▶ **Stored data**:
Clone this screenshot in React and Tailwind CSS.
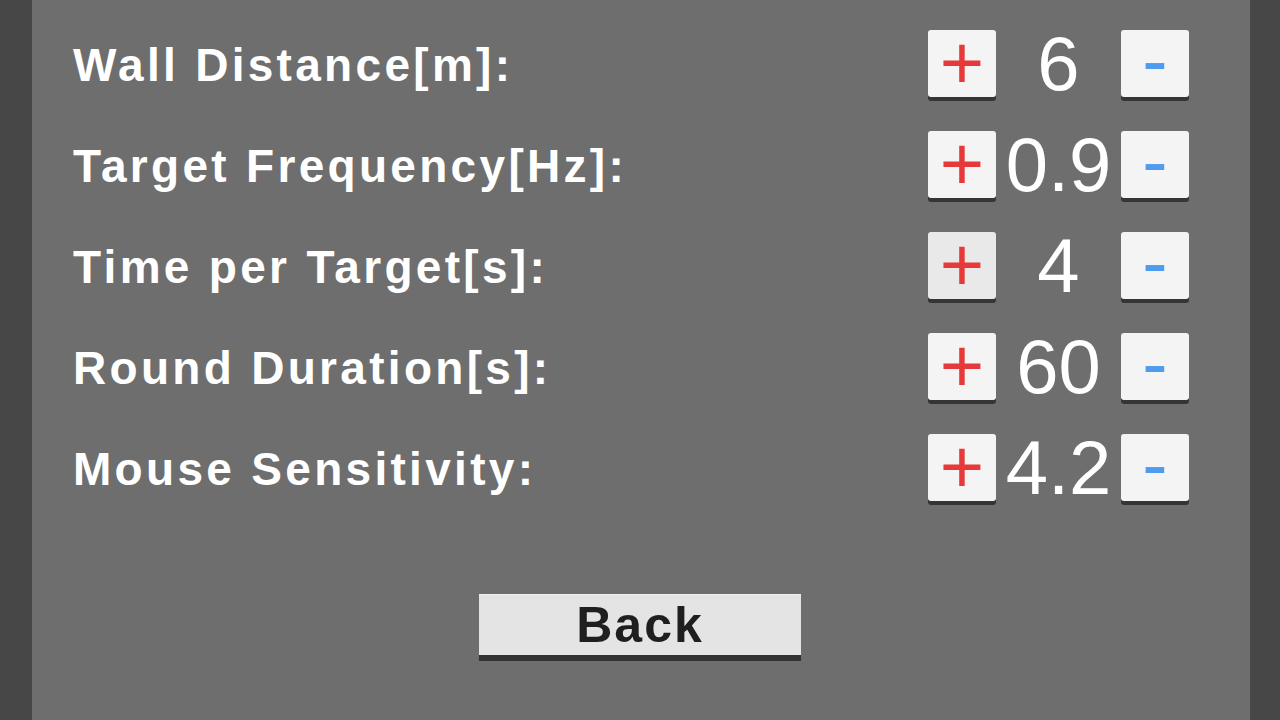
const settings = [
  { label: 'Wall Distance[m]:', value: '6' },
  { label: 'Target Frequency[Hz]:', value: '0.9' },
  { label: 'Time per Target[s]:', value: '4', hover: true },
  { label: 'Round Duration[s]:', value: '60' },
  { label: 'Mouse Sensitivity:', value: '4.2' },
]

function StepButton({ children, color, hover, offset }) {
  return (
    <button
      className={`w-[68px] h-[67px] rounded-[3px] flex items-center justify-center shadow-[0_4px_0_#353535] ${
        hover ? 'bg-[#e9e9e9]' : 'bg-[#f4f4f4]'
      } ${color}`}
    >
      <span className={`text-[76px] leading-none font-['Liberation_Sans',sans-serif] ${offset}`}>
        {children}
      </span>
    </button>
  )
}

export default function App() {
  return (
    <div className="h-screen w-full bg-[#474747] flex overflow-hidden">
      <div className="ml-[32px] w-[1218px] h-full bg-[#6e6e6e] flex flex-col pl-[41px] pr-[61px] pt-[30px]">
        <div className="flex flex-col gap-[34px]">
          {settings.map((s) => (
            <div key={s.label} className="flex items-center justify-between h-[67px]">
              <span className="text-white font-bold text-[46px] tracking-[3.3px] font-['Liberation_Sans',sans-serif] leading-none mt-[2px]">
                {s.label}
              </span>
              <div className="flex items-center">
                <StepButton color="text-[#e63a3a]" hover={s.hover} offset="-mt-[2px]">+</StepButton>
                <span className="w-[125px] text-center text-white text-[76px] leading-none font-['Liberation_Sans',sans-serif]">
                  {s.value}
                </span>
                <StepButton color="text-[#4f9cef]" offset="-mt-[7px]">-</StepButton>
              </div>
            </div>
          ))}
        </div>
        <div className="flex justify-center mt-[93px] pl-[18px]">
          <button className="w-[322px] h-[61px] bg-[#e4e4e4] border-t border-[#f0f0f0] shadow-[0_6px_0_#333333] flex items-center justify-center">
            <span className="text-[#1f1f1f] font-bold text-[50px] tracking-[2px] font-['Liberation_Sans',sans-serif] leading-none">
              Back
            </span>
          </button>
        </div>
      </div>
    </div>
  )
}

▶ **Prompt**: Retype the listing exactly. Pictures do not belong in the copy.

▶ **Response for this exercise**:
Clone this screenshot in React and Tailwind CSS.
const settings = [
  { label: 'Wall Distance[m]:', value: '6' },
  { label: 'Target Frequency[Hz]:', value: '0.9' },
  { label: 'Time per Target[s]:', value: '4', hover: true },
  { label: 'Round Duration[s]:', value: '60' },
  { label: 'Mouse Sensitivity:', value: '4.2' },
]

function StepButton({ children, color, hover, offset }) {
  return (
    <button
      className={`w-[68px] h-[67px] rounded-[3px] flex items-center justify-center shadow-[0_4px_0_#353535] ${
        hover ? 'bg-[#e9e9e9]' : 'bg-[#f4f4f4]'
      } ${color}`}
    >
      <span className={`text-[76px] leading-none font-['Liberation_Sans',sans-serif] ${offset}`}>
        {children}
      </span>
    </button>
  )
}

export default function App() {
  return (
    <div className="h-screen w-full bg-[#474747] flex overflow-hidden">
      <div className="ml-[32px] w-[1218px] h-full bg-[#6e6e6e] flex flex-col pl-[41px] pr-[61px] pt-[30px]">
        <div className="flex flex-col gap-[34px]">
          {settings.map((s) => (
            <div key={s.label} className="flex items-center justify-between h-[67px]">
              <span className="text-white font-bold text-[46px] tracking-[3.3px] font-['Liberation_Sans',sans-serif] leading-none mt-[2px]">
                {s.label}
              </span>
              <div className="flex items-center">
                <StepButton color="text-[#e63a3a]" hover={s.hover} offset="-mt-[2px]">+</StepButton>
                <span className="w-[125px] text-center text-white text-[76px] leading-none font-['Liberation_Sans',sans-serif]">
                  {s.value}
                </span>
                <StepButton color="text-[#4f9cef]" offset="-mt-[7px]">-</StepButton>
              </div>
            </div>
          ))}
        </div>
        <div className="flex justify-center mt-[93px] pl-[18px]">
          <button className="w-[322px] h-[61px] bg-[#e4e4e4] border-t border-[#f0f0f0] shadow-[0_6px_0_#333333] flex items-center justify-center">
            <span className="text-[#1f1f1f] font-bold text-[50px] tracking-[2px] font-['Liberation_Sans',sans-serif] leading-none">
              Back
            </span>
          </button>
        </div>
      </div>
    </div>
  )
}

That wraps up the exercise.